> [The problem]: Please output exactly the lines of the material from the first through the line containing "const gearAngles = [0, 45, 90, 135, 180, 225, 270, 315];", and nothing more.

> [Provided material]:
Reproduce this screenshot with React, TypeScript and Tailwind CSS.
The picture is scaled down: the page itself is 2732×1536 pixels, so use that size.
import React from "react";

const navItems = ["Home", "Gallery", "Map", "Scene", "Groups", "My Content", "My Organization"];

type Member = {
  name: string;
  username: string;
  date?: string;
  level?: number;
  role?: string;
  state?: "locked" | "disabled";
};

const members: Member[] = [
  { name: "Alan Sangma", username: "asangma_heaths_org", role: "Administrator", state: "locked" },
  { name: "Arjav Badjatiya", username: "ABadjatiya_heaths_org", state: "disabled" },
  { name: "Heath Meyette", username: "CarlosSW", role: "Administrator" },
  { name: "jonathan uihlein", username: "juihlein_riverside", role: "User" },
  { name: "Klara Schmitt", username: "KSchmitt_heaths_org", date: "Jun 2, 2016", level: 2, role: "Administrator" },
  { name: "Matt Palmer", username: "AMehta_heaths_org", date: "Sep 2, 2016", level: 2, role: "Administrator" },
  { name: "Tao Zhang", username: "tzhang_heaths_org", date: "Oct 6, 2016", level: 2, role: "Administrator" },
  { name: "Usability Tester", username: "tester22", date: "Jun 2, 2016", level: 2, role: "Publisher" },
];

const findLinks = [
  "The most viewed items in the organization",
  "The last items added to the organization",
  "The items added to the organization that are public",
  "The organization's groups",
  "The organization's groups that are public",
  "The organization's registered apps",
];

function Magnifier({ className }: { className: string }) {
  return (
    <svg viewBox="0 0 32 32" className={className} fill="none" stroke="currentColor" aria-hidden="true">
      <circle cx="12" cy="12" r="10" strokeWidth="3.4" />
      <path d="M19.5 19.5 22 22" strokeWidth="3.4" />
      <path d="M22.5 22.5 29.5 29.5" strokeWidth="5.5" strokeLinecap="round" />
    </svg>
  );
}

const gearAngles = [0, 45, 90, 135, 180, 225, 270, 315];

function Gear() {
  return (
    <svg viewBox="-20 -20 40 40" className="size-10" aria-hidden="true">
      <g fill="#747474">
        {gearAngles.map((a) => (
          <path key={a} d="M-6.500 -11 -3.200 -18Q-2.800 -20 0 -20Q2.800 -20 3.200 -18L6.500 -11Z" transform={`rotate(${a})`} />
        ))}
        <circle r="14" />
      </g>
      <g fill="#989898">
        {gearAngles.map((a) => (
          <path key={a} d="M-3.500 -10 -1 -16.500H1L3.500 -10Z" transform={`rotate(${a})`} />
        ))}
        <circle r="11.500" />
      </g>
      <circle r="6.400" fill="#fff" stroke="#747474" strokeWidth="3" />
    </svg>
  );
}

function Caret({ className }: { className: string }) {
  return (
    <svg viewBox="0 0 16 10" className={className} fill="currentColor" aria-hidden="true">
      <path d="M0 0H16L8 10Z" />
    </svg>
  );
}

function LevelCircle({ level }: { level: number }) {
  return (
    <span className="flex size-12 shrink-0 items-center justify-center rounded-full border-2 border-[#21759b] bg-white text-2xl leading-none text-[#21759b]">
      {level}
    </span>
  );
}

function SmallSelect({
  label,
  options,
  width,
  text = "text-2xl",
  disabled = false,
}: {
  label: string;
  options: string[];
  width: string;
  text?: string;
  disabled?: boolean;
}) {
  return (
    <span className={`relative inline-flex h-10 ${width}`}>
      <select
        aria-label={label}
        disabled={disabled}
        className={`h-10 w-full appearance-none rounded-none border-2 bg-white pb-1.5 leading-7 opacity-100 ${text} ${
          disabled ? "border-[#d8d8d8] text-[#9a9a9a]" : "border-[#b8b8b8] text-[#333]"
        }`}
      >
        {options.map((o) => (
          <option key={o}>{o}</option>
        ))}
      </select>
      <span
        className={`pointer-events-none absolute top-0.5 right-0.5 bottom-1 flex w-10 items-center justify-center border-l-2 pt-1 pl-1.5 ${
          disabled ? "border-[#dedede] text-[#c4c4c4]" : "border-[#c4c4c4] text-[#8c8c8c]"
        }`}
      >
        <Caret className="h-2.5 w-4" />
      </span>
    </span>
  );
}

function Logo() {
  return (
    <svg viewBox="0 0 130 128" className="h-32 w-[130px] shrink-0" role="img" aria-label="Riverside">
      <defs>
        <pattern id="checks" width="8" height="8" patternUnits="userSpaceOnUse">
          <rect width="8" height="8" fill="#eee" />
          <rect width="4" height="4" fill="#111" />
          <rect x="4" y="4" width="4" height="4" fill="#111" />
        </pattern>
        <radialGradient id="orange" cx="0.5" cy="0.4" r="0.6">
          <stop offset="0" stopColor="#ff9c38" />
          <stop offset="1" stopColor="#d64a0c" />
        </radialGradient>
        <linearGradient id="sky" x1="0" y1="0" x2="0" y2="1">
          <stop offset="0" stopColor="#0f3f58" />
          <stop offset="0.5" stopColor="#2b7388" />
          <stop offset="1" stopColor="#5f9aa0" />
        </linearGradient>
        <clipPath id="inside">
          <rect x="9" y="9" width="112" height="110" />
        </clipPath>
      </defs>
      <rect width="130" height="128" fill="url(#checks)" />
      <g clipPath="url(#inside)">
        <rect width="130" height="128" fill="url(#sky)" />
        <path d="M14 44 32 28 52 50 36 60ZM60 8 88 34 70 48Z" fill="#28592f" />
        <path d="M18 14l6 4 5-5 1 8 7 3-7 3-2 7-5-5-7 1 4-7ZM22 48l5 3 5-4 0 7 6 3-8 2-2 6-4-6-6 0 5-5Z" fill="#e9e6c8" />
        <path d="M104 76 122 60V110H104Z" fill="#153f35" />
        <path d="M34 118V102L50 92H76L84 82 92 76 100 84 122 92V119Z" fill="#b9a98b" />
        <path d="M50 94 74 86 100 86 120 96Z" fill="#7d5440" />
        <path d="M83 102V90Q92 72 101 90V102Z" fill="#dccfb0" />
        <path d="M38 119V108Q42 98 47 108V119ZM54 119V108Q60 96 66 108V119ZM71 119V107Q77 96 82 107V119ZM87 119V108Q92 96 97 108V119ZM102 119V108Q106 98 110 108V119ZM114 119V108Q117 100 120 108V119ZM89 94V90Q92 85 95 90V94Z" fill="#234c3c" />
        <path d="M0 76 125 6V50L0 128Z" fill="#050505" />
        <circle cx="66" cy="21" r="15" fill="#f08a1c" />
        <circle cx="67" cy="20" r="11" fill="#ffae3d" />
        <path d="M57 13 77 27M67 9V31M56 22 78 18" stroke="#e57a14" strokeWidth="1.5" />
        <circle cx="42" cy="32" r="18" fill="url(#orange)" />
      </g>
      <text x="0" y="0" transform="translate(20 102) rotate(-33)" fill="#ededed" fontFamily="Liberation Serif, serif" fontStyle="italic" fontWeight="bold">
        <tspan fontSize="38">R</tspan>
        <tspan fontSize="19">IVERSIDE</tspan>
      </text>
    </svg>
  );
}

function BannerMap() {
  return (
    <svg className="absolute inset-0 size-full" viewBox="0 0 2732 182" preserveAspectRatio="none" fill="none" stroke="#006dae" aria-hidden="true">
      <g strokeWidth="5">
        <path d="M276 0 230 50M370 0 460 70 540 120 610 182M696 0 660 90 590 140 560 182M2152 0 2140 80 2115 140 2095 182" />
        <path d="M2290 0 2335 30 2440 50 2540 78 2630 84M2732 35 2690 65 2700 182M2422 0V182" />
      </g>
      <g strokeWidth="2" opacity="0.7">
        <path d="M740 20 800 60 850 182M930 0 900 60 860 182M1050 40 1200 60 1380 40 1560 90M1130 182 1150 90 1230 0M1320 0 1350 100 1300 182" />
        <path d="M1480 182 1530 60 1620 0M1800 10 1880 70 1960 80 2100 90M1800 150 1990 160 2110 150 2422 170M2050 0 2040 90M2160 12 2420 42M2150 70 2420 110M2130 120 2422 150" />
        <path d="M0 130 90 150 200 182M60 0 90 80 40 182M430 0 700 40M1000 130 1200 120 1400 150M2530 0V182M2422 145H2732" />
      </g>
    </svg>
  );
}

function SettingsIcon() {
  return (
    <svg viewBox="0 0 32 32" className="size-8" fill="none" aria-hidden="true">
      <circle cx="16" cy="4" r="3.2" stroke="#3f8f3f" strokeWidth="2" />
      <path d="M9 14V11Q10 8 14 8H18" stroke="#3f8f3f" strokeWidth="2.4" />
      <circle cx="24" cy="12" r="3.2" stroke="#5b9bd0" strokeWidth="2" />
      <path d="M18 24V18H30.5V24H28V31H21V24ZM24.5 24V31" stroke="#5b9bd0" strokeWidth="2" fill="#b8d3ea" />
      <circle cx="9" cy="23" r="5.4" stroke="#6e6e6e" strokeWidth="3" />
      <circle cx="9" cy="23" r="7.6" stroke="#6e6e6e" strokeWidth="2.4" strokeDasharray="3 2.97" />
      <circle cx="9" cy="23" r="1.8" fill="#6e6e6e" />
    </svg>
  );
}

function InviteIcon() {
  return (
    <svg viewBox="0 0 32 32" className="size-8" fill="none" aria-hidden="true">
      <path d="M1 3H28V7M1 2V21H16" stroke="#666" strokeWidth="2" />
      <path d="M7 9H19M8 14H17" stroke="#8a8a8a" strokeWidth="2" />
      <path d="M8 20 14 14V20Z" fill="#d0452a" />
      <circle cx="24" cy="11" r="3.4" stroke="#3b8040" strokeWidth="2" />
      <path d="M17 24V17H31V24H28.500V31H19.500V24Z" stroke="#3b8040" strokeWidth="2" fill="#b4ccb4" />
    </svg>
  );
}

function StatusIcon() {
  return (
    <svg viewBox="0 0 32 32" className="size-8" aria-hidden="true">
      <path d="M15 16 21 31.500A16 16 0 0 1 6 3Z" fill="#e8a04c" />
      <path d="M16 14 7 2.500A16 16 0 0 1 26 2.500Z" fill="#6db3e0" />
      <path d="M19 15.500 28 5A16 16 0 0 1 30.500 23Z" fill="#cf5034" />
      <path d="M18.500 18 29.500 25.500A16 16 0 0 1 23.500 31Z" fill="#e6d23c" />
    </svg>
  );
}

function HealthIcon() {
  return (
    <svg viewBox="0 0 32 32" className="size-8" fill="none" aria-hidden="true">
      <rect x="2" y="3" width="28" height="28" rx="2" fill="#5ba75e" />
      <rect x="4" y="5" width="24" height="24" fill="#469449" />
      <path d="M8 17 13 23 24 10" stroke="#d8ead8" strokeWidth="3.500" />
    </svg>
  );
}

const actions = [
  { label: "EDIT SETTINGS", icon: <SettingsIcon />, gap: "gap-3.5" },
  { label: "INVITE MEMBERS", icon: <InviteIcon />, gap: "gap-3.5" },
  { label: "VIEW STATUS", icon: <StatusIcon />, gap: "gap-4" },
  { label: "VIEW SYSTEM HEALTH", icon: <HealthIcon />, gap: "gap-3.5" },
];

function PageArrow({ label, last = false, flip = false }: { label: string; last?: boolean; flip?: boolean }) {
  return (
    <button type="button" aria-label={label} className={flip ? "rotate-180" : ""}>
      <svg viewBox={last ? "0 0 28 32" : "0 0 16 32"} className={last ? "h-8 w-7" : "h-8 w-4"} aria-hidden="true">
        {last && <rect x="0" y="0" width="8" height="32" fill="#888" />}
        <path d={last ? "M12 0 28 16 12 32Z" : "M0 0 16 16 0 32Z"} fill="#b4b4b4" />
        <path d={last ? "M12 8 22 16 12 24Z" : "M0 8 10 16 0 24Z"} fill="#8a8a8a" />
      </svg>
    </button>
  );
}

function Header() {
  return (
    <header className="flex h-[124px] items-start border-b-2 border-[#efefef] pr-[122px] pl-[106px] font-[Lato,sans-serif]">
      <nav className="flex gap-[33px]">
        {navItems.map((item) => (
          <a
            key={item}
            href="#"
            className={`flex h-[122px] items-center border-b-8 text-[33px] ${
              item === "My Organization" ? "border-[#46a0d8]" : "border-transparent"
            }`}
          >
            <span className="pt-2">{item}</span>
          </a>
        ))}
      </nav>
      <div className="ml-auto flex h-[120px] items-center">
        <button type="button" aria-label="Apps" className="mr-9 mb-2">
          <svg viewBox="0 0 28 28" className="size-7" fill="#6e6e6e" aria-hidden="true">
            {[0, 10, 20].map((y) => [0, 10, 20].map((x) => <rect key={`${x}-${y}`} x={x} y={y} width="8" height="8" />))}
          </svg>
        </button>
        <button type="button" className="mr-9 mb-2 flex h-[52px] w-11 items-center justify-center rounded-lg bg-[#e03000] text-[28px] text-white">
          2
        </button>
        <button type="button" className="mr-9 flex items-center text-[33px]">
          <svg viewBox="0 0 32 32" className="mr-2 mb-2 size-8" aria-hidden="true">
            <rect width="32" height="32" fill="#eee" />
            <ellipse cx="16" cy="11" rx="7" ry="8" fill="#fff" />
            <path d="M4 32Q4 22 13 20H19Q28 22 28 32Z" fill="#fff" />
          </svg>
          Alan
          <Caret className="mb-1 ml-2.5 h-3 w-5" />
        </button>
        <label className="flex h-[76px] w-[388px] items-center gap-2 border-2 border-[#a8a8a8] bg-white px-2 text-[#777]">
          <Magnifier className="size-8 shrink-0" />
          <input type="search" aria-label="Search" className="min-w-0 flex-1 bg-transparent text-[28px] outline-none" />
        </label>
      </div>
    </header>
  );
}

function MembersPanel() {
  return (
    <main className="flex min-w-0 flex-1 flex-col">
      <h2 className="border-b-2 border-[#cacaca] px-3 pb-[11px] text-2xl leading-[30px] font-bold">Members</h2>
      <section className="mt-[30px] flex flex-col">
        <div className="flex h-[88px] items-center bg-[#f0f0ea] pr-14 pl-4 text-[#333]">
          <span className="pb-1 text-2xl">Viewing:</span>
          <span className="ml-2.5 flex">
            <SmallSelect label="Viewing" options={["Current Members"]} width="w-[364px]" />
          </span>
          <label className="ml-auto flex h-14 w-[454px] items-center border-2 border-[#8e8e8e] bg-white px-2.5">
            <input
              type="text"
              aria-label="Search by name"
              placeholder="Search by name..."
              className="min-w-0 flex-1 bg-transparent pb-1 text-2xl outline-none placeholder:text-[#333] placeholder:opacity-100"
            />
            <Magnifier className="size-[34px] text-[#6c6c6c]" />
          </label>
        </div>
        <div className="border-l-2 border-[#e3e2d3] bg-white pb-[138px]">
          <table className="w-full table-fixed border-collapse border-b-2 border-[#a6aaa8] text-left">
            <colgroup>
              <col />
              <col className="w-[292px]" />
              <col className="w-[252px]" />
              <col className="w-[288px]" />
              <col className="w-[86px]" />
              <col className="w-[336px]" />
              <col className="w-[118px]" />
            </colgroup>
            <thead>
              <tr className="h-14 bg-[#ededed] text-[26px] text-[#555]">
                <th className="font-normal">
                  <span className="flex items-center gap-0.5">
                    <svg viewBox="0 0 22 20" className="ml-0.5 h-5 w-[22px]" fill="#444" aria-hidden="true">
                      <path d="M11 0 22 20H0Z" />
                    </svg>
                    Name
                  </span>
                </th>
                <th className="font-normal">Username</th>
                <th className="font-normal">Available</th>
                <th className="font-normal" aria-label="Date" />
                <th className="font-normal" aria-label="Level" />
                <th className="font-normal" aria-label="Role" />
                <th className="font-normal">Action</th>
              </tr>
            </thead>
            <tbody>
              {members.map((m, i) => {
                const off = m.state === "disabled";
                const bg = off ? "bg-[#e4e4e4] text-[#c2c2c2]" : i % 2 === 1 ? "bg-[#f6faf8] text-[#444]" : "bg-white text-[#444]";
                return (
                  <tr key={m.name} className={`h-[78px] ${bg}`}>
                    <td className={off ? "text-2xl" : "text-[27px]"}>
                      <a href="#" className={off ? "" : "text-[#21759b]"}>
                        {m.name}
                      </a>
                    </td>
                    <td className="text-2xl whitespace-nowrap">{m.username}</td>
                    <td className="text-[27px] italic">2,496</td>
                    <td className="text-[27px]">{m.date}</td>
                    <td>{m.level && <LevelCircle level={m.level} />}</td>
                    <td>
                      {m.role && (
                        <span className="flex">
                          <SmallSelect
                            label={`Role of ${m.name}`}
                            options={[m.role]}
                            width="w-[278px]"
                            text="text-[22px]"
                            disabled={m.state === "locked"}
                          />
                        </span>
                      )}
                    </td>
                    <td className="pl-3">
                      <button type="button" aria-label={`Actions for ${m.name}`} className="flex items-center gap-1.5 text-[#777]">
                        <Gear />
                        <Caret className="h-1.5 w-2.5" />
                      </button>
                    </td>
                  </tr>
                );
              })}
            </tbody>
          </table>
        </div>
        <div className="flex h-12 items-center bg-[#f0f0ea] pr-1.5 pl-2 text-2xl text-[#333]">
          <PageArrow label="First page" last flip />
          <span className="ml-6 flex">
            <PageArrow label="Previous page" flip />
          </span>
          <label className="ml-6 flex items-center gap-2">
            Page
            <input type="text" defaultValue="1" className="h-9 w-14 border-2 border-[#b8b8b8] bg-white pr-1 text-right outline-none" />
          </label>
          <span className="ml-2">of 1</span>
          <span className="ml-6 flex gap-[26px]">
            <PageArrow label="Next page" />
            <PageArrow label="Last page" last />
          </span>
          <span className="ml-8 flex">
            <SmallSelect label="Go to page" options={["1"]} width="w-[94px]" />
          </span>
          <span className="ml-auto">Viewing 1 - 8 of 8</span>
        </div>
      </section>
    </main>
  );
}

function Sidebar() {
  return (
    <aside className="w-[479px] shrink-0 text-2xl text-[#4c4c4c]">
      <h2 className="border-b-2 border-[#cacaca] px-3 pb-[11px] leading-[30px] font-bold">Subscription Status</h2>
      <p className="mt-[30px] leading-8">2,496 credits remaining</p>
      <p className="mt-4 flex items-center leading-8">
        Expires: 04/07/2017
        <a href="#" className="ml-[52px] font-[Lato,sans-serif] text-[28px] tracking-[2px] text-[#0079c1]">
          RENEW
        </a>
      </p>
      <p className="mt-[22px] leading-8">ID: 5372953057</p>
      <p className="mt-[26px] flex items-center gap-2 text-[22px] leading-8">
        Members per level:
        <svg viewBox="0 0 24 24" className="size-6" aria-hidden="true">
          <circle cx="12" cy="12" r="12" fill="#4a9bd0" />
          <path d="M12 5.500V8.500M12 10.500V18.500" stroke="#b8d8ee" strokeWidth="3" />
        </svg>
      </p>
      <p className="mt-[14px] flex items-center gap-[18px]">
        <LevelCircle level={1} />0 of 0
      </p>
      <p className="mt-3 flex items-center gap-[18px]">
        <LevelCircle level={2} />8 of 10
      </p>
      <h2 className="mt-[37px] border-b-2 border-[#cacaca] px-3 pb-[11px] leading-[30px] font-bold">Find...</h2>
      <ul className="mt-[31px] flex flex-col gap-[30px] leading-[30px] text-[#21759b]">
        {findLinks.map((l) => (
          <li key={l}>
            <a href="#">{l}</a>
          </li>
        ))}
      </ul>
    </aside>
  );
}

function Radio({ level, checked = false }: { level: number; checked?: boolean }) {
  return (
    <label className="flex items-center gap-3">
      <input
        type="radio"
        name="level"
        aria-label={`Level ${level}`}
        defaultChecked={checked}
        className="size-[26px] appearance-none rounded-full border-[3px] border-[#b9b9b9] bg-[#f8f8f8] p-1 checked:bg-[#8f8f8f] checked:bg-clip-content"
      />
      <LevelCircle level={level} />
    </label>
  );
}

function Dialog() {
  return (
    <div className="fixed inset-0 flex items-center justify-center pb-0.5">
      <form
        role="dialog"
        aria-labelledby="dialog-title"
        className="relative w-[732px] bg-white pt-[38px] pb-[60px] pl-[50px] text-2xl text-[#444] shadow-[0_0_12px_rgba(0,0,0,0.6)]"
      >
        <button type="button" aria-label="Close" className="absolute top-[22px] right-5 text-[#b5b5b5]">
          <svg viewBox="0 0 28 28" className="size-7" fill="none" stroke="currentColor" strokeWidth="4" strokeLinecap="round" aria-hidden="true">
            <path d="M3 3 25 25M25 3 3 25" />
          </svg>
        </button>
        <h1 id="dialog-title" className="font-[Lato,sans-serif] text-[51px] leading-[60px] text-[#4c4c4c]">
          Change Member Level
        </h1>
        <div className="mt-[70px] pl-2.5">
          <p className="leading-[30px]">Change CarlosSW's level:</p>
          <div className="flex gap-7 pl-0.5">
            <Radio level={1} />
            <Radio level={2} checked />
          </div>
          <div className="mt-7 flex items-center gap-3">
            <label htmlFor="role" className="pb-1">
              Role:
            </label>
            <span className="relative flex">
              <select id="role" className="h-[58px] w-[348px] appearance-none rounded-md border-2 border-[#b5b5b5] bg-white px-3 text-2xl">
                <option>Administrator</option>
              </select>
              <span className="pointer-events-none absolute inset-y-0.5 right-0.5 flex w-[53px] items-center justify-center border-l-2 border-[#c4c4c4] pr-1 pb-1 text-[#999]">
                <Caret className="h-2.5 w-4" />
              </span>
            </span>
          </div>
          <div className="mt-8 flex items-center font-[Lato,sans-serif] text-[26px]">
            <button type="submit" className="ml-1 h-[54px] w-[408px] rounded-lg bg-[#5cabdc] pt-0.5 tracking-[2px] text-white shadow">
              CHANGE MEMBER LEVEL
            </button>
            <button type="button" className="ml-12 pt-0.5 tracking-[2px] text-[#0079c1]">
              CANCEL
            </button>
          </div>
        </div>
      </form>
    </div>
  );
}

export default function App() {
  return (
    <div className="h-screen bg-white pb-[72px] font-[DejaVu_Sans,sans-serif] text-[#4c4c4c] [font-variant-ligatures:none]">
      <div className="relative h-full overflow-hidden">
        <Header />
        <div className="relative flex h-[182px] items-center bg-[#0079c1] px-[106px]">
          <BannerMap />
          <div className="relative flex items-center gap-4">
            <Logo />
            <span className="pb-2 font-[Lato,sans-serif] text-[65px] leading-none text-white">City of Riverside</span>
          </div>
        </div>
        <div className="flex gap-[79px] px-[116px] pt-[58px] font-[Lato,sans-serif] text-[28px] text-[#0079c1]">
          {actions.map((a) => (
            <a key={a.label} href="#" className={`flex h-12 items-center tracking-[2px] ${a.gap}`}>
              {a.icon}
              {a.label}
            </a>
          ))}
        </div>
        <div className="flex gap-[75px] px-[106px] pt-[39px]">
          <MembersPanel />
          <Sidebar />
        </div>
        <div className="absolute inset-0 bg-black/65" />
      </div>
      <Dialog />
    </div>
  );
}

> [Exercise solution]:
Reproduce this screenshot with React, TypeScript and Tailwind CSS.
The picture is scaled down: the page itself is 2732×1536 pixels, so use that size.
import React from "react";

const navItems = ["Home", "Gallery", "Map", "Scene", "Groups", "My Content", "My Organization"];

type Member = {
  name: string;
  username: string;
  date?: string;
  level?: number;
  role?: string;
  state?: "locked" | "disabled";
};

const members: Member[] = [
  { name: "Alan Sangma", username: "asangma_heaths_org", role: "Administrator", state: "locked" },
  { name: "Arjav Badjatiya", username: "ABadjatiya_heaths_org", state: "disabled" },
  { name: "Heath Meyette", username: "CarlosSW", role: "Administrator" },
  { name: "jonathan uihlein", username: "juihlein_riverside", role: "User" },
  { name: "Klara Schmitt", username: "KSchmitt_heaths_org", date: "Jun 2, 2016", level: 2, role: "Administrator" },
  { name: "Matt Palmer", username: "AMehta_heaths_org", date: "Sep 2, 2016", level: 2, role: "Administrator" },
  { name: "Tao Zhang", username: "tzhang_heaths_org", date: "Oct 6, 2016", level: 2, role: "Administrator" },
  { name: "Usability Tester", username: "tester22", date: "Jun 2, 2016", level: 2, role: "Publisher" },
];

const findLinks = [
  "The most viewed items in the organization",
  "The last items added to the organization",
  "The items added to the organization that are public",
  "The organization's groups",
  "The organization's groups that are public",
  "The organization's registered apps",
];

function Magnifier({ className }: { className: string }) {
  return (
    <svg viewBox="0 0 32 32" className={className} fill="none" stroke="currentColor" aria-hidden="true">
      <circle cx="12" cy="12" r="10" strokeWidth="3.4" />
      <path d="M19.5 19.5 22 22" strokeWidth="3.4" />
      <path d="M22.5 22.5 29.5 29.5" strokeWidth="5.5" strokeLinecap="round" />
    </svg>
  );
}

const gearAngles = [0, 45, 90, 135, 180, 225, 270, 315];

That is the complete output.